▽
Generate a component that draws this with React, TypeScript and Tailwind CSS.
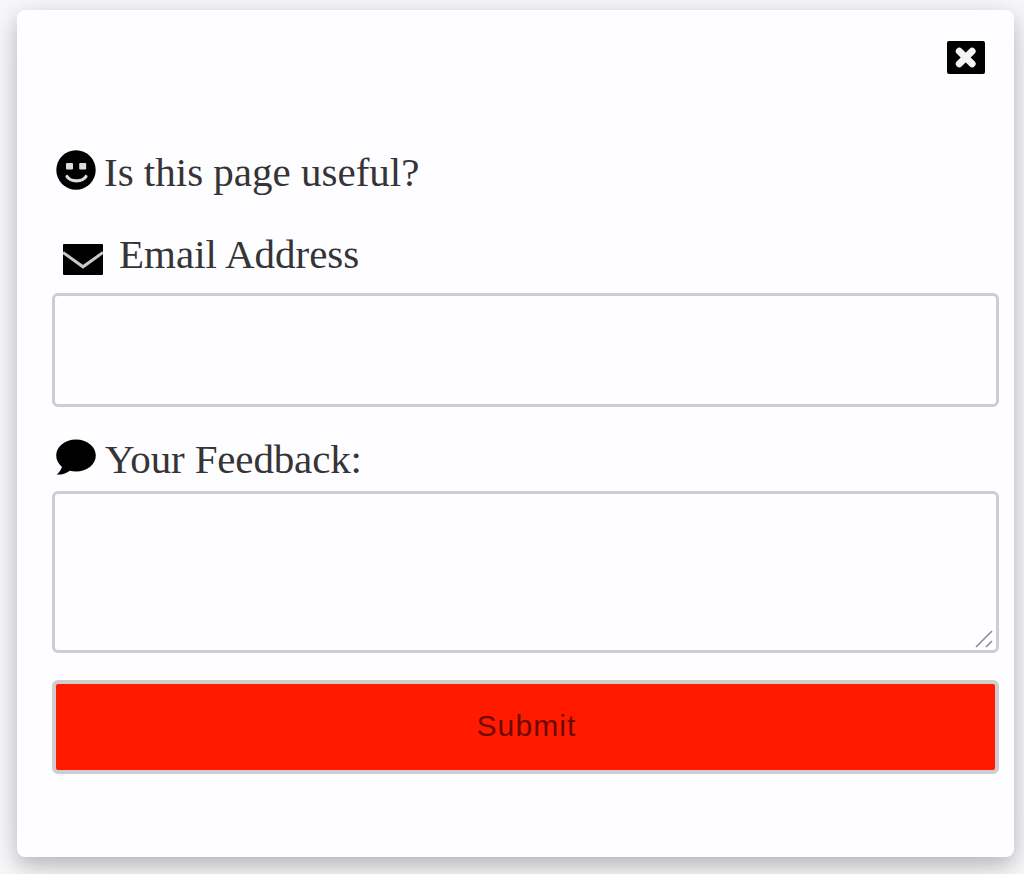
import { useState } from "react";
import type { ReactNode } from "react";

function CloseIcon() {
  return (
    <svg viewBox="0 0 38 33" className="h-[33px] w-[38px]" aria-hidden>
      <rect width="38" height="33" rx="2" fill="#000" />
      <path d="M12.3 10.3 25.1 22.7M25.1 10.3 12.3 22.7" stroke="#f4f3f5" strokeWidth="7" strokeLinecap="round" />
    </svg>
  );
}

function SmileIcon() {
  return (
    <svg viewBox="0 0 40 40" className="h-10 w-10" aria-hidden>
      <circle cx="20" cy="20" r="19.7" fill="#000" />
      <rect x="10" y="13" width="7" height="6.5" rx="1" fill="#dddcde" />
      <rect x="23.2" y="13" width="7" height="6.5" rx="1" fill="#dddcde" />
      <path d="M11 26.5C14.5 32.3 26.5 32.3 30 26.5" fill="none" stroke="#dddcde" strokeWidth="3.2" strokeLinecap="round" />
    </svg>
  );
}

function MailIcon() {
  return (
    <svg viewBox="0 0 40 31" className="h-[31px] w-10" aria-hidden>
      <rect width="40" height="31" rx="1" fill="#000" />
      <path d="M0 8.5 20 22.8 40 8.5" fill="none" stroke="#c9c8ca" strokeWidth="3" />
    </svg>
  );
}

function CommentIcon() {
  return (
    <svg viewBox="0 0 40 37" className="h-[37px] w-10" aria-hidden>
      <path
        d="M20 .5C9 .5.2 7.5.2 16.5c0 4.6 2.3 8.5 5.8 11.4-.9 2.9-2.8 5.4-5.4 7.7 6.2.2 10-1.4 13.2-3.9 2 .5 4 .8 6.2.8 11 0 19.8-7 19.8-16S31 .5 20 .5Z"
        fill="#000"
      />
    </svg>
  );
}

function FieldLabel({ icon, htmlFor, children }: { icon: ReactNode; htmlFor?: string; children: ReactNode }) {
  return (
    <label htmlFor={htmlFor} className="flex h-12 items-start text-[41px] leading-[48px] whitespace-nowrap text-[#353436]">
      {icon}
      {children}
    </label>
  );
}

export default function App() {
  const [isOpen, setIsOpen] = useState(true);
  const [email, setEmail] = useState("");
  const [feedback, setFeedback] = useState("");

  return (
    <div className="h-[874px] w-full overflow-hidden bg-[#f8f7f9] pt-2.5 pr-2.5 pl-[17px] font-['Liberation_Serif',serif]">
      {isOpen && (
        <div className="h-[847px] rounded-lg bg-[#fefdff] pt-[31px] pr-[15px] pl-[35px] shadow-[0_8px_18px_rgba(0,0,0,0.18),0_8px_40px_rgba(0,0,0,0.12)]">
          <div className="flex h-[33px] justify-end pr-3.5">
            <button type="button" aria-label="Close" onClick={() => setIsOpen(false)}>
              <CloseIcon />
            </button>
          </div>

          <form className="mt-[74px] flex flex-col" onSubmit={(event) => event.preventDefault()}>
            <FieldLabel
              icon={
                <span className="mt-0.5 mr-2 ml-1">
                  <SmileIcon />
                </span>
              }
            >
              Is this page useful?
            </FieldLabel>

            <div className="mt-[34px]">
              <FieldLabel
                htmlFor="email"
                icon={
                  <span className="mt-3.5 mr-4 ml-[11px]">
                    <MailIcon />
                  </span>
                }
              >
                Email Address
              </FieldLabel>
            </div>
            <input
              id="email"
              type="email"
              value={email}
              onChange={(event) => setEmail(event.target.value)}
              className="mt-[15px] h-[114px] rounded-md border-[3.5px] border-[#cecdcf] px-5 text-3xl outline-none"
            />

            <div className="mt-7">
              <FieldLabel
                htmlFor="feedback"
                icon={
                  <span className="mt-1 mr-[9px] ml-1">
                    <CommentIcon />
                  </span>
                }
              >
                <span className="tracking-[-0.15px]">Your Feedback:</span>
              </FieldLabel>
            </div>
            <div className="relative mt-2 h-[162px]">
              <textarea
                id="feedback"
                value={feedback}
                onChange={(event) => setFeedback(event.target.value)}
                className="block h-full w-full resize-none rounded-md border-[3.5px] border-[#cecdcf] px-5 text-3xl outline-none"
              />
              <svg viewBox="0 0 20 20" className="pointer-events-none absolute right-1 bottom-1 h-5 w-5" aria-hidden>
                <path d="M1 18 17 2M11 18 17 12" fill="none" stroke="#8f8e90" strokeWidth="1.7" />
              </svg>
            </div>

            <button
              type="submit"
              className="mt-[27px] h-[94px] rounded-md border-4 border-[#cecdcf] bg-[#ff1a00] pb-1 pl-0.5 font-['Liberation_Sans',sans-serif] text-[30px] tracking-[1.1px] text-[#6b0b00]"
            >
              Submit
            </button>
          </form>
        </div>
      )}
    </div>
  );
}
△
Filter the listing above for the string "this" and copy every matching line.

Generate a component that draws this with React, TypeScript and Tailwind CSS.
              Is this page useful?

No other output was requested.